Intriguing electronic insensitivity and high carrier mobility in monolayer hexagonal YN

Abstract

Two-dimensional (2D) materials have extraordinary properties and multifunctional applications; thus, prodigious efforts have been made in the exploration of novel 2D materials. In this study, 2D hexagonal YN (h-YN) is predicted based on theoretical calculations. By assessing its phonon spectrum, ab initio molecular dynamics and elastic constants, the h-YN monolayer is proven to exhibit satisfying thermal, dynamic and mechanical stability. Unique from most of the reported 2D transition metal mononitrides, which exhibit metallic characteristics, monolayer h-YN is a semiconductor with an indirect bandgap of 2.322 eV. In particular, the electronic structures of h-YN present unusually insensitive responses to tensile or compressive strain due to valence orbital hybridization. Carrier mobility calculations suggest that monolayer h-YN possesses a high electron mobility of up to 10⁴ cm² V⁻¹ s⁻¹ and hole mobility of up to 10³ cm² V⁻¹ s⁻¹ in the zigzag and armchair orientations.

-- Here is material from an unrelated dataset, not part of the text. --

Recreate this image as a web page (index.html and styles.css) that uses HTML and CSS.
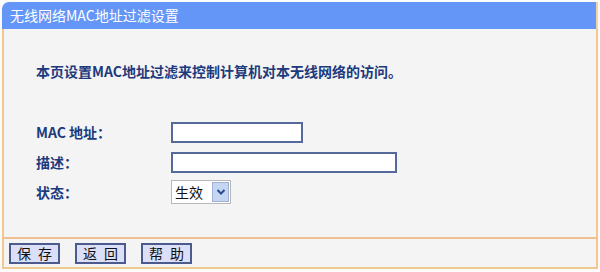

Moreover, few-layer h-YN displays evident semiconductor performances and dispersive conductive bands, indicating light electron effective masses and excellent electron transport capabilities. This pronounced carrier mobility, insensitive electronic responses to strain and light electron effective masses of its few-layer structures demonstrate that h-YN is a promising candidate in future nanoscale electronic devices in high-strain conditions.